We use the continuity equation to derive a method for measuring the pattern speed of the Milky Way ’ s bar/bulge from proper motion data .
The method has minimal assumptions but requires complete coverage of the non-axisymmetric component in two of the three Galactic coordinates .
We apply our method to the proper motion data from a combination of Gaia DR2 and VISTA Variables in the Via Lactea ( VVV ) to measure the pattern speed of the bar as \Omega _ { \mathrm { p } } = ( 41 \pm 3 ) \mathrm { km s ^ { -1 } kpc ^ { -1 } } ( where the error is statistical ) .
This puts the corotation radius at ( 5.7 \pm 0.4 ) \mathrm { kpc } , under the assumptions of the standard peculiar motion of the Sun and the absence of non-axisymmetric streaming in the Solar neighbourhood .
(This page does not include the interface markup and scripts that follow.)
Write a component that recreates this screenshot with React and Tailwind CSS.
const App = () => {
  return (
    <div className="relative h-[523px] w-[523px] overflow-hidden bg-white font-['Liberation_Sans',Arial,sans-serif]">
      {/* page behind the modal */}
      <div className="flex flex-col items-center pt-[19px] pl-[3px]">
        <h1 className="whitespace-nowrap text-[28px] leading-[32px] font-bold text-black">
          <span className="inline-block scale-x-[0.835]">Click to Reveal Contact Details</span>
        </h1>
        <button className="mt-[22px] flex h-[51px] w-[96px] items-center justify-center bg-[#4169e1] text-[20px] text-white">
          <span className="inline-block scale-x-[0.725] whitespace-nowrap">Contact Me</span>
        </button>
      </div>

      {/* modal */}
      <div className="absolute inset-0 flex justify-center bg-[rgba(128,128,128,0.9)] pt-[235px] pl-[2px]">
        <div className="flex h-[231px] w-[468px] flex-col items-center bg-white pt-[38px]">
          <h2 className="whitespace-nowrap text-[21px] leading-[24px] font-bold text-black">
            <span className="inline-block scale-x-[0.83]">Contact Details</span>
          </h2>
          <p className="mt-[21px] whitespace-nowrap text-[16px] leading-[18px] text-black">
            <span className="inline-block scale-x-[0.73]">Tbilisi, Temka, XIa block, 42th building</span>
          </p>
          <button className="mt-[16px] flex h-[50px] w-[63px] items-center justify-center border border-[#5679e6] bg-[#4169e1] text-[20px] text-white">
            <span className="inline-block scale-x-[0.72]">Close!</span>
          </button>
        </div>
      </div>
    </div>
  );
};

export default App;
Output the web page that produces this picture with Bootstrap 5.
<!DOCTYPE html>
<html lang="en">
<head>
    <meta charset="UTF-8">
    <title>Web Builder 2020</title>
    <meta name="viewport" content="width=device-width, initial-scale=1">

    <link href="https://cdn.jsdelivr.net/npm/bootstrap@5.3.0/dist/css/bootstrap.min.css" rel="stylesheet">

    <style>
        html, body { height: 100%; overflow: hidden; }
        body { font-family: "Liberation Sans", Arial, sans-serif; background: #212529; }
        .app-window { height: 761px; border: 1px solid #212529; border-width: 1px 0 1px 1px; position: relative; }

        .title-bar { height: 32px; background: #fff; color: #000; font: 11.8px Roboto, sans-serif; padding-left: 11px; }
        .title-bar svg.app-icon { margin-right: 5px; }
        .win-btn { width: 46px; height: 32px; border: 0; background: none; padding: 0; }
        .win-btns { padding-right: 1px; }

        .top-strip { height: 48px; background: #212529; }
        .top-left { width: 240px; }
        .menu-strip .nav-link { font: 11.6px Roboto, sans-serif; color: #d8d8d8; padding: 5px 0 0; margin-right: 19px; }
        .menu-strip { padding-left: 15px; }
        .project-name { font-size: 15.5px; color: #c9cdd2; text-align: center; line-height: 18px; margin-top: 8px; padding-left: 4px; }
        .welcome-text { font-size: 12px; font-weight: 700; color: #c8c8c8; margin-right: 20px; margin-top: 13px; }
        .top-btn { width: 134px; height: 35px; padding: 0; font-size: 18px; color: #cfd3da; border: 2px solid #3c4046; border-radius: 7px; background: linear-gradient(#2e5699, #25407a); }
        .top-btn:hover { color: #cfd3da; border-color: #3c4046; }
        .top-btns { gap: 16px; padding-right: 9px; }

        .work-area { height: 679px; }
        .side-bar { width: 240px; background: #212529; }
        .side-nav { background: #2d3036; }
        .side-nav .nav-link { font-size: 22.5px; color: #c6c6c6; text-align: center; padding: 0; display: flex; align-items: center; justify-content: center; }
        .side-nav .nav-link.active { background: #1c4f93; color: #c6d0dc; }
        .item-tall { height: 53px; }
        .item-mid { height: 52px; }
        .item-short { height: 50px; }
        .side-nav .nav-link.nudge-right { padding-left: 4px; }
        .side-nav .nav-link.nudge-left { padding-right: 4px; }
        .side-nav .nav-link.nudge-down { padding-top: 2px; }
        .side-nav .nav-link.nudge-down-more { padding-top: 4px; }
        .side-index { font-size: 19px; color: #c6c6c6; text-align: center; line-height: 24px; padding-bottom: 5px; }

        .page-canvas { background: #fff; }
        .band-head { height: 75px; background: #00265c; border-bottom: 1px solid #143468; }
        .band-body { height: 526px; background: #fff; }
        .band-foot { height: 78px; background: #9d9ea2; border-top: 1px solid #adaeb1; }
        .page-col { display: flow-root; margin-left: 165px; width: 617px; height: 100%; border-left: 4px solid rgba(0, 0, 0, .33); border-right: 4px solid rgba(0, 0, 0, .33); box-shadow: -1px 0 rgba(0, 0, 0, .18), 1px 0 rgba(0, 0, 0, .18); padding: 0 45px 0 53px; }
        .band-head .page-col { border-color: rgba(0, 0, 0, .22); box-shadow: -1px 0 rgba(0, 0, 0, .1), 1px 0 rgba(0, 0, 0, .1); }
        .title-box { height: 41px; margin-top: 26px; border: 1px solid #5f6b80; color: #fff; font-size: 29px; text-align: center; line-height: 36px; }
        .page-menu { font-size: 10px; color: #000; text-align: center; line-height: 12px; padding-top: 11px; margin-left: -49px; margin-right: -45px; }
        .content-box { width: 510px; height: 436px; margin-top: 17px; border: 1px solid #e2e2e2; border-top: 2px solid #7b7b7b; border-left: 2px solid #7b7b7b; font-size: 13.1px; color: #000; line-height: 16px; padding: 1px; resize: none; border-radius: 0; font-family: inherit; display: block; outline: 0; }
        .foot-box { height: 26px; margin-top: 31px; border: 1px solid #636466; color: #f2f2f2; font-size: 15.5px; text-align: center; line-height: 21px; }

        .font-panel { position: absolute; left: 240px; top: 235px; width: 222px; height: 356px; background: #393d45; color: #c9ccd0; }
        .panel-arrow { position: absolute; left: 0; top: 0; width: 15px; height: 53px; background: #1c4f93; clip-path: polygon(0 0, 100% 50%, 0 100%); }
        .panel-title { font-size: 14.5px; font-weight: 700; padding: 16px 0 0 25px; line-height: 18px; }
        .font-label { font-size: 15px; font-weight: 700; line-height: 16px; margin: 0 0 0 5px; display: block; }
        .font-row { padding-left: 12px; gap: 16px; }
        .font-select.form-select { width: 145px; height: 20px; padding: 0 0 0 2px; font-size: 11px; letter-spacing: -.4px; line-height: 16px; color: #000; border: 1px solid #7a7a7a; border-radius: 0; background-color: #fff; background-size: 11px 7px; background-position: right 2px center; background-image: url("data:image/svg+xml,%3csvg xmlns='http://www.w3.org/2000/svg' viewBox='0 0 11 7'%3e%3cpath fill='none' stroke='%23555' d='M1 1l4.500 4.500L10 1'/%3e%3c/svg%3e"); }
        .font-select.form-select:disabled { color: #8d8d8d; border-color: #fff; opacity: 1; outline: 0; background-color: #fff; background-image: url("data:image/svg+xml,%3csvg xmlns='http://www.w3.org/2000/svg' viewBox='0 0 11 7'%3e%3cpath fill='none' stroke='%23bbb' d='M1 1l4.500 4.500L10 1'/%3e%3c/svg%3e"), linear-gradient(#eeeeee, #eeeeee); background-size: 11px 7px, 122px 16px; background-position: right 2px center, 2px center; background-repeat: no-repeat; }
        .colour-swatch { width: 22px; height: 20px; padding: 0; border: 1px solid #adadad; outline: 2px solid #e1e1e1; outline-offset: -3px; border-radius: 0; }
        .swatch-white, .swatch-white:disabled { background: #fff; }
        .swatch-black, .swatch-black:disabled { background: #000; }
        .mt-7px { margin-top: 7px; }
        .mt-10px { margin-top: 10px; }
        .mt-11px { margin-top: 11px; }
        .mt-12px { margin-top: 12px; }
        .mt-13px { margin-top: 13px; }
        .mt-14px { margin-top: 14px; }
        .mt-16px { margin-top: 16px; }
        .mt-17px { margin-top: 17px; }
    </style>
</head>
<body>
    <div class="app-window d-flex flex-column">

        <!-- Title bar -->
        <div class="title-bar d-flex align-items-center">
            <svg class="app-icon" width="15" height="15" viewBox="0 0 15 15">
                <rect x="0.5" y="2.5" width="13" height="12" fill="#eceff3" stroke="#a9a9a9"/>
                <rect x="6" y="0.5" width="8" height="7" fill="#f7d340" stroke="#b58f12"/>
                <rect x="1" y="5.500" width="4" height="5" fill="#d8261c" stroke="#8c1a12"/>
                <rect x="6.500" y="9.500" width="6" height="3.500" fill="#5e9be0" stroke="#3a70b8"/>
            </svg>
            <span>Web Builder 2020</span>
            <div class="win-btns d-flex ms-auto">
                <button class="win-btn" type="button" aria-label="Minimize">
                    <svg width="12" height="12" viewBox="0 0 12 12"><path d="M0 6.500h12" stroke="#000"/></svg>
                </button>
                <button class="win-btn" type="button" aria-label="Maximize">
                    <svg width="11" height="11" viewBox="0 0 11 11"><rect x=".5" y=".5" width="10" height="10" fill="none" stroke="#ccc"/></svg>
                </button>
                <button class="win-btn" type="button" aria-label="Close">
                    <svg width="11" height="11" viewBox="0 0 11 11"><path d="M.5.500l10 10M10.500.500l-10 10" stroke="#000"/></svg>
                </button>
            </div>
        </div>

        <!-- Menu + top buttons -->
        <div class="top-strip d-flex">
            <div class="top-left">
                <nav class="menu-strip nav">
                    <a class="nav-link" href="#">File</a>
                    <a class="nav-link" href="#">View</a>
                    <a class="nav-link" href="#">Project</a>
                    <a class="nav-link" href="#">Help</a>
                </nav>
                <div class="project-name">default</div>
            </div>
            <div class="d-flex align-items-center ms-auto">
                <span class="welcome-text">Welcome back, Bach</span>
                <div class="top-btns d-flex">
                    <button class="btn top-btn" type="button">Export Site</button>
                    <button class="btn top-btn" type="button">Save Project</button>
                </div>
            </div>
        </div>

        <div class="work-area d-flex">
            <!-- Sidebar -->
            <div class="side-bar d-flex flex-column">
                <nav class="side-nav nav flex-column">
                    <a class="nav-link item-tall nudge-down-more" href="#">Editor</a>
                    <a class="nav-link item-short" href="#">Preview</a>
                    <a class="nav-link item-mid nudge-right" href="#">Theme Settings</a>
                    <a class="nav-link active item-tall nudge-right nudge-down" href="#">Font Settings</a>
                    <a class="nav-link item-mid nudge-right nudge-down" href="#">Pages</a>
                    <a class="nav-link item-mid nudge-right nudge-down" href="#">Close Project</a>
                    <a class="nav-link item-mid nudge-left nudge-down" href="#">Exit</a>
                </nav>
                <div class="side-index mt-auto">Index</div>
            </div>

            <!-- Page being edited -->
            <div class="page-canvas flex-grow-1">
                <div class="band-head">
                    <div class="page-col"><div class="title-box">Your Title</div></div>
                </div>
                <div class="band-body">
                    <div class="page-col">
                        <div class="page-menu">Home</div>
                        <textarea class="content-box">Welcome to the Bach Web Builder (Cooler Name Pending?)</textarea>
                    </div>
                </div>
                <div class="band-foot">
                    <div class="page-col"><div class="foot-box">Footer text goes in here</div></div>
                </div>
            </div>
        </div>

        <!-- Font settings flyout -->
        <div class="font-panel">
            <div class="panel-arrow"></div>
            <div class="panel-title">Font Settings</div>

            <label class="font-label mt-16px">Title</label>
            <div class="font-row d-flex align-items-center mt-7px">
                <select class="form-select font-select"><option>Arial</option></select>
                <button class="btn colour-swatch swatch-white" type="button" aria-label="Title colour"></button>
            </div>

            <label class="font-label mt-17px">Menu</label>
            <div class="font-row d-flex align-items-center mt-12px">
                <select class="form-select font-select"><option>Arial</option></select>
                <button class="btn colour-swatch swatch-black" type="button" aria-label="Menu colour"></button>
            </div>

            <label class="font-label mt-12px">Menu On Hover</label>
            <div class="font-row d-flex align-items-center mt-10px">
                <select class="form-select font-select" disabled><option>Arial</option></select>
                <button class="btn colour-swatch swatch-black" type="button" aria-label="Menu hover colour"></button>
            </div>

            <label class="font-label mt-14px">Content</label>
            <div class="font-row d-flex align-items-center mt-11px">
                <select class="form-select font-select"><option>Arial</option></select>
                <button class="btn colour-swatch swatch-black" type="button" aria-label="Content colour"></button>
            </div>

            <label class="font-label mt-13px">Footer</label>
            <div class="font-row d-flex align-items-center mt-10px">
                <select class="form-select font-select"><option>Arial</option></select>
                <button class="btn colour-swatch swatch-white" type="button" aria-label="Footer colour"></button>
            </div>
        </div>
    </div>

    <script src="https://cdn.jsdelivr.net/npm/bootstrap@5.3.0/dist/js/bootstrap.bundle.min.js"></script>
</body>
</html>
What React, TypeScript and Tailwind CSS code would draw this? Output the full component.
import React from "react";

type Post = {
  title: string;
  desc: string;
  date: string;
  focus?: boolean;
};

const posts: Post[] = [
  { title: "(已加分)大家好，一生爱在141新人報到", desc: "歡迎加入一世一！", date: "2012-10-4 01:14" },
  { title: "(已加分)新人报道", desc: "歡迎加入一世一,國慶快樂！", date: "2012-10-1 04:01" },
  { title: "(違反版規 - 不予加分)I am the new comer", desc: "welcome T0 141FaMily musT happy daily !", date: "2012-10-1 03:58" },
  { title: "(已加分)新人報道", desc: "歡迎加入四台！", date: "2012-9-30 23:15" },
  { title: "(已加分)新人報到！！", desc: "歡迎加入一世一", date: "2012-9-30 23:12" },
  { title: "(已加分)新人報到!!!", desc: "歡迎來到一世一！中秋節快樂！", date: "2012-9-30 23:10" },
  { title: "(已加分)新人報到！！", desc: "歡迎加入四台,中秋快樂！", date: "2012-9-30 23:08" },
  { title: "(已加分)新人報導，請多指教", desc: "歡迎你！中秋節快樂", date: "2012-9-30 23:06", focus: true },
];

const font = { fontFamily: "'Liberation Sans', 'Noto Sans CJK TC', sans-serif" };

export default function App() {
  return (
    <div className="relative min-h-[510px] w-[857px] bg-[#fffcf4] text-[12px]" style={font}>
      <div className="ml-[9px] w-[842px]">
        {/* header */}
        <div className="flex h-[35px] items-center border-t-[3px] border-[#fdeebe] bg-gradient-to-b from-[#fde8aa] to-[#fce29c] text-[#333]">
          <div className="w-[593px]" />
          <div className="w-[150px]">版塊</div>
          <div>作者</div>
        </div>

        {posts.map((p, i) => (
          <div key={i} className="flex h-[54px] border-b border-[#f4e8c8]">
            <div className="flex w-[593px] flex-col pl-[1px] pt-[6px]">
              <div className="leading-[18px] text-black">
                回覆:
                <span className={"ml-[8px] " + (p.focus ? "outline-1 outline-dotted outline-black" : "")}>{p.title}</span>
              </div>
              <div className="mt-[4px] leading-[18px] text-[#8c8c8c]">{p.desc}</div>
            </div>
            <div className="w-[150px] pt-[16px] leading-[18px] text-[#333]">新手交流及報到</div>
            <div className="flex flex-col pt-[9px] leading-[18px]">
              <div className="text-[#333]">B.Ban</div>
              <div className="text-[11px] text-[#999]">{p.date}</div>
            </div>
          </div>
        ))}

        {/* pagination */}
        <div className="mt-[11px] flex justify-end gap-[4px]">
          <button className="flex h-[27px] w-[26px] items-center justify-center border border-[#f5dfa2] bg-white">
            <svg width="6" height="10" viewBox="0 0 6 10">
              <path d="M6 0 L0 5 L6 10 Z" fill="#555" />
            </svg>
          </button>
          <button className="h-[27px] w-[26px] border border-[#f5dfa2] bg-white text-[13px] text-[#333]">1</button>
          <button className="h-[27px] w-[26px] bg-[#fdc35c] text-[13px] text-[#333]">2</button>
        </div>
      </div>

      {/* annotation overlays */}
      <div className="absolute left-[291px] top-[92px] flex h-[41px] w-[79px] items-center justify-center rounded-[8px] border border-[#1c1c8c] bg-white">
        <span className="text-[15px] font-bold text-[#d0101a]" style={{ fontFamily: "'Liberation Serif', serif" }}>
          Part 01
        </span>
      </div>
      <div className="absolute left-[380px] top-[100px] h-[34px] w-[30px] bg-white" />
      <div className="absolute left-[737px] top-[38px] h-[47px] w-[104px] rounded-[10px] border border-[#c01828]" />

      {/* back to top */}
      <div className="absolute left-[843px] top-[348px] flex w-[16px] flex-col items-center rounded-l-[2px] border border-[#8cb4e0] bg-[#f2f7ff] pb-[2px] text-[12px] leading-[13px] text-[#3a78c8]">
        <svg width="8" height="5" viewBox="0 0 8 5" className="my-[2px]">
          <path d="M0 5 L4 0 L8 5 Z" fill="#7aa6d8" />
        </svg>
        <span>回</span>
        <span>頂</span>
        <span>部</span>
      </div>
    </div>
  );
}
The obtained result uses only data on the near-side of the bar which produces consistent measurements of the distance and velocity of the centre of the Galaxy .
Addition of the data on the far-side of the bar pulls the pattern speed down to \Omega _ { \mathrm { p } } = ( 31 \pm 1 ) \mathrm { km s ^ { -1 } kpc ^ { -1 } } but requires a lower transverse velocity for the Galactic centre than observed .
This suggests systematics of 5 - 10 \mathrm { km s ^ { -1 } kpc ^ { -1 } } dominate the uncertainty .
We demonstrate using a dynamically-formed bar/bulge simulation that even with the limited field of view of the VVV survey our method robustly recovers the pattern speed .